I’ll still miss him.   Always.

10 weeks…

Tomorrow it will have been 10 weeks since he died.

Trying to explain how I’m feeling… I just tell everyone that I’m “ok” and hope they don’t dig too far.

A new friend of mine posted this on her facebook page.  She lost her husband one week after I lost mine… there are so many similarities in our lives…

It is now September 3rd. It has been two months since Mike passed away. Two months. 

I know that each day I get through is making me “stronger” or “tougher;” however, it is only on the surface. I give really good face. 🙂 If I sit and think for a bit too long about the truth of the matter that Mike is never walking back in that door again, I get panicky, sick to my stomach and the tears start flowing. If I am alone, I end up in sobs. If I am around someone, I choke it down so as to continue giving a look of strength to those around me. 

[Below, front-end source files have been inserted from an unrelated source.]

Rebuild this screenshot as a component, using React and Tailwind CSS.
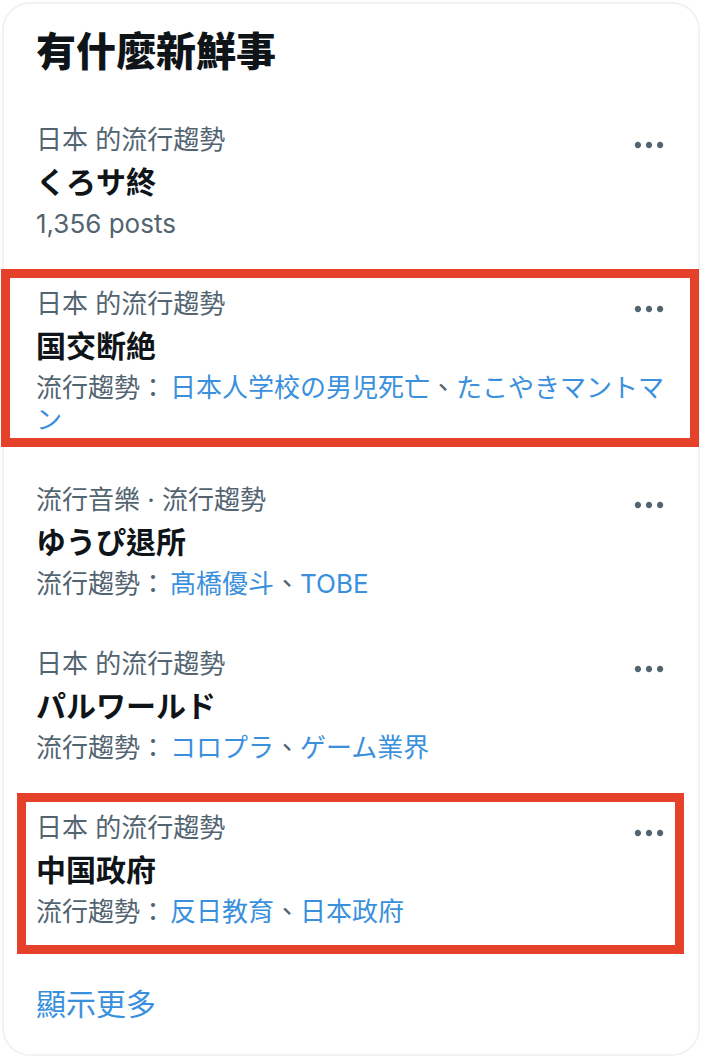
const FONT = {
  fontFamily: 'Inter, "Noto Sans CJK TC", "Noto Sans CJK JP", sans-serif',
}

const trends = [
  {
    id: 1,
    meta: "日本 的流行趨勢",
    title: "くろサ終",
    posts: "1,356 posts",
  },
  {
    id: 2,
    meta: "日本 的流行趨勢",
    title: "国交断絶",
    related: ["日本人学校の男児死亡", "たこやきマントマン"],
    mark: "wide",
  },
  {
    id: 3,
    meta: "流行音樂 · 流行趨勢",
    title: "ゆうぴ退所",
    related: ["髙橋優斗", "TOBE"],
  },
  {
    id: 4,
    meta: "日本 的流行趨勢",
    title: "パルワールド",
    related: ["コロプラ", "ゲーム業界"],
  },
  {
    id: 5,
    meta: "日本 的流行趨勢",
    title: "中国政府",
    related: ["反日教育", "日本政府"],
    mark: "narrow",
  },
]

function MoreIcon() {
  return (
    <svg
      viewBox="0 0 24 24"
      className="w-[38px] h-[38px] mt-[2px] shrink-0 fill-[#536471]"
    >
      <path d="M3 12c0-1.1.9-2 2-2s2 .9 2 2-.9 2-2 2-2-.9-2-2zm9 2c1.1 0 2-.9 2-2s-.9-2-2-2-2 .9-2 2 .9 2 2 2zm7 0c1.1 0 2-.9 2-2s-.9-2-2-2-2 .9-2 2 .9 2 2 2z" />
    </svg>
  )
}

function TrendRow({ trend }) {
  return (
    <div className="relative pl-8 pr-[30px] pt-6 pb-6">

      {/* annotation boxes */}
      {trend.mark === "wide" && (
        <div className="absolute top-[5px] -left-[3px] w-[698px] h-[178px] border-[9px] border-[#e5402a] pointer-events-none" />
      )}
      {trend.mark === "narrow" && (
        <div className="absolute top-[5px] left-[13px] w-[667px] h-[161px] border-[9px] border-[#e5402a] pointer-events-none" />
      )}

      <div className="flex items-start justify-between h-8">
        <p className="text-[26px] leading-8 text-[#536471]">
          {trend.meta}
        </p>
        <MoreIcon />
      </div>

      <p className="mt-[6px] text-[30px] leading-10 font-bold text-[#0f1419]">
        {trend.title}
      </p>

      {trend.posts && (
        <p className="mt-[6px] text-[26px] leading-8 text-[#536471]">
          {trend.posts}
        </p>
      )}

      {trend.related && (
        <p className="mt-[6px] text-[26px] leading-8 text-[#536471]">
          <span className="mr-[4px]">流行趨勢：</span>
          {trend.related.map((r, i) => (
            <span key={r}>
              {i > 0 && "、"}
              <span className="text-[#3a90dc]">{r}</span>
            </span>
          ))}
        </p>
      )}

    </div>
  )
}

export default function App() {
  return (
    <div
      className="bg-white min-h-screen pt-[2px] pl-[2px] pr-[4px]"
      style={FONT}
    >
      <div className="border-2 border-[#eff3f4] rounded-[28px] bg-white">

        {/* header */}
        <div className="pl-8 pr-[30px] py-6">
          <h2 className="text-[40px] leading-[48px] font-extrabold text-[#0f1419]">
            有什麼新鮮事
          </h2>
        </div>

        {trends.map((t) => (
          <TrendRow key={t.id} trend={t} />
        ))}

        {/* footer */}
        <div className="pl-8 pr-[30px] pt-8 pb-[30px]">
          <p className="text-[30px] leading-10 text-[#3a90dc]">
            顯示更多
          </p>
        </div>

      </div>
    </div>
  )
}
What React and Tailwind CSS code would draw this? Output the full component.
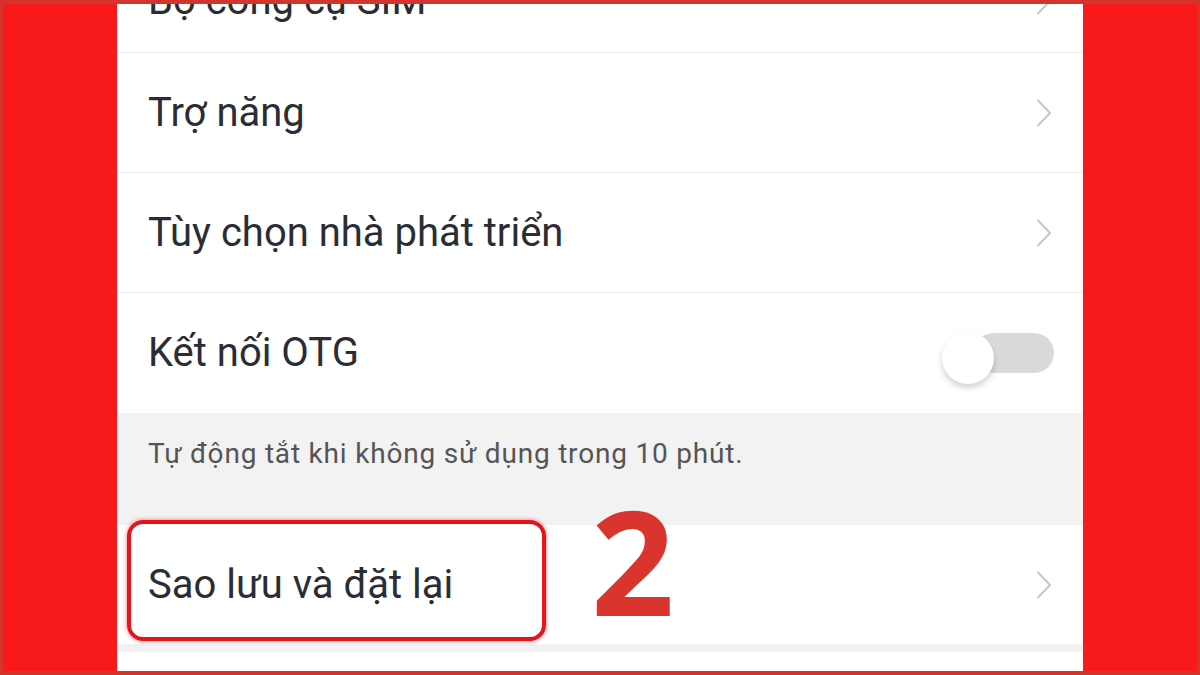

Please do not think I am spiraling out of control. I lost half of my heart two months ago. I lost someone who was way too young by most people’s standards to die. In an instant, all of my dreams and plans for my future got changed. I lost the life I knew and the life I was looking forward to. In an instant, I watched my beautiful daughter lose her first love. In an instant, her life was forever changed to have to continue growing up without her daddy there to even see her become a teenager let alone all the other milestones in her young life. The man who cherished the ground she and I walked on as well as the air we breathed was gone — in an instant. So am I out of control? No. No, I’m not. I am grieving, and for the first time in my entire life, I am allowing myself to walk right through the middle of the fire and facing the pain rather than trying to get around it, get over it or get under it. I know it will continue to be there no matter how much I try to hide or avoid it. That is why I am just living it. However, know that if you do come around, I’m okay. Don’t avoid talking about Mike or asking how I’m doing for fear that it will upset me. All I need is a good ear and a box of Kleenex if you come around — oh, and margaritas seem to work really good too! ♥ ♥ Love you all ♥ ♥

The parts that resonate most with me, I’ve bolded.  Especially the first paragraph. I give really good face.  I am learning oh so well how to stuff it, and cry in private.   The panicky, twisty, sick to my stomach feeling… that overwhelms me.
He’s NEVER. COMING. BACK.
And that is wrong on so many levels.
10 friggen weeks.  And now that the numbness is wearing off – it hurts more today than it did when he first died.  If I keep saying it over and over… will I eventually believe that he’s gone?  That he died and left me behind?  That I am really truly a widow?
My counsellor says I will.  I just know that as soon as I think about it… the panicky twisty, sick to my stomach feeling overwhelms me to degrees I can’t handle.